En 1943, pour les trois grands alliés, la Grande Bretagne, les Etats-Unis et l’Union Soviétique, la France est sortie de l’Histoire. Le prestige qu’elle avait acquis en ayant été le principal acteur de la victoire sur l’Allemagne en 1918, a disparu. Son armée, dont on disait qu’elle était la première du monde est balayée par l’armée allemande en 1940. Mal commandées et mal préparées, l’armée française subit une des défaites les plus humiliante de son Histoire. Le destin de la France n’est plus entre ses mains, mais entre celles de l’Allemagne, qui collabore désormais, avec le Maréchal Pétain, un vieillard couvert de gloire et Pierre Laval, homme politique de gauche et ancien député socialiste. Comble du déshonneur, le même Pierre Laval finira par déclarer, le 22 juin 1942, qu’il souhaite la victoire de l’Allemagne. 
Le 7 mai 1945, à 2h41, le maréchal allemand Alfred Jodl signe à Reims la reddition sans condition de l’armée allemande. Staline exigeant que la capitulation allemande se fasse à Berlin, au cœur du Troisième Reich, une nouvelle signature a lieu le dans la ville occupée par les Soviétiques en présence de représentants de l’URSS, de la Grande-Bretagne, de la France et des Etats-Unis.
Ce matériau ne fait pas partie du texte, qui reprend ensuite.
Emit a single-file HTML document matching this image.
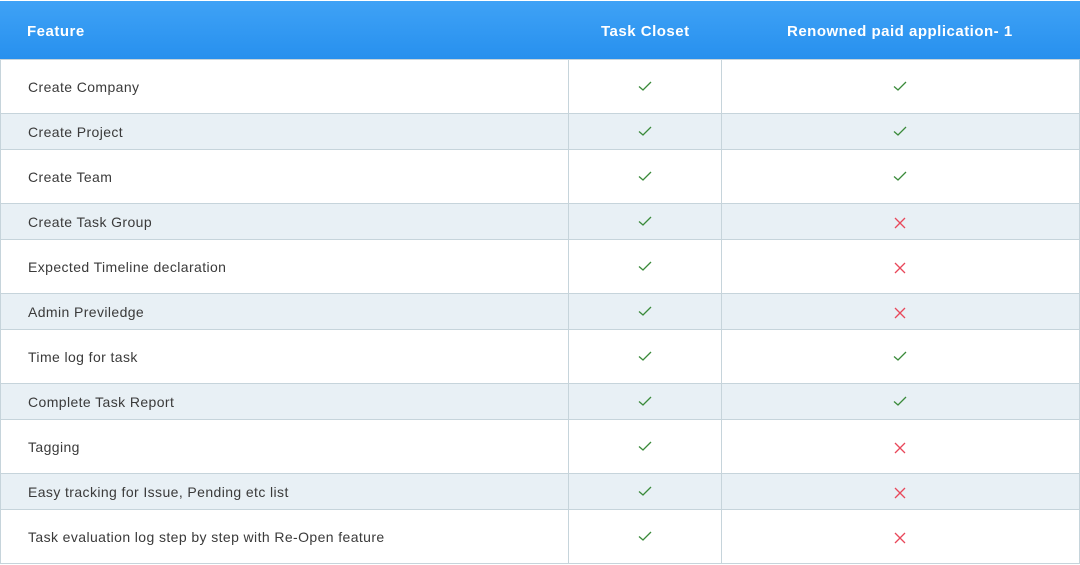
<!DOCTYPE html>
<html><head><style>
body{margin:0;width:1080px;height:564px;overflow:hidden;background:#fff;font-family:"Liberation Sans",sans-serif;}
.hd{position:absolute;left:0;top:1px;width:1080px;height:58px;background:linear-gradient(#3fa2f6,#2790ee);color:#fff;font-weight:bold;font-size:15px;letter-spacing:0.5px;}
.hd div{position:absolute;top:2px;line-height:58px;}
.r{position:absolute;left:0;width:1079px;border-top:1px solid #c6d4db;border-left:1px solid #c6d4db;box-sizing:border-box;}
.r.a{background:#e8f0f5}
.r span{position:absolute;left:27px;top:0;font-size:14px;color:#3a3a3a;letter-spacing:0.4px;}
.v{position:absolute;top:59px;width:1px;height:505px;background:#c6d4db}
.b{position:absolute;left:0;top:563px;width:1080px;height:1px;background:#c6d4db}
svg{position:absolute}
</style></head><body>
<div class="hd"><div style="left:27px">Feature</div><div style="left:601px">Task Closet</div><div style="left:787px">Renowned paid application- 1</div></div>
<div id="rows"></div>
<div class="v" style="left:568px"></div><div class="v" style="left:721px"></div><div class="v" style="left:1079px"></div><div class="b"></div>
<script>
var items=[["Create Company",1],["Create Project",1],["Create Team",1],["Create Task Group",0],["Expected Timeline declaration",0],["Admin Previledge",0],["Time log for task",1],["Complete Task Report",1],["Tagging",0],["Easy tracking for Issue, Pending etc list",0],["Task evaluation log step by step with Re-Open feature",0]];
var y=59,h='';
var ck=function(x,c){return '<svg style="left:'+(x-7)+'px;top:'+(c-6)+'px" width="14" height="12"><path d="M1 6.5L5 10L13 2" fill="none" stroke="#3a8a3a" stroke-width="1.3"/></svg>'};
var xx=function(x,c){return '<svg style="left:'+(x-6)+'px;top:'+(c-5)+'px" width="12" height="12"><path d="M1 1L11 11M11 1L1 11" fill="none" stroke="#e8485a" stroke-width="1.3"/></svg>'};
items.forEach(function(it,i){var ht=i%2?36:54;var c=y+ht/2;
h+='<div class="r'+(i%2?' a':'')+'" style="top:'+y+'px;height:'+ht+'px"><span style="line-height:'+(ht+1)+'px">'+it[0]+'</span></div>';
h+=ck(645,c)+(it[1]?ck(900,c):xx(900,c+1));y+=ht;});
document.getElementById('rows').innerHTML=h;
</script>
</body></html>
Pourtant, le 9 mai 1945, la France fait partie des vainqueurs et signe la capitulation avec les trois grands à Reims et à Berlin. Elle obtient un siège de membre permanent à l’ONU. Ce redressement, la France le doit à un homme, le général De Gaulle, qui en s’appuyant alternativement sur l’Union Soviétique et sur l’Angleterre, a redonné à la France, sa place sur la scène internationale. Nous allons tâcher de comprendre comment cela a pu être possible.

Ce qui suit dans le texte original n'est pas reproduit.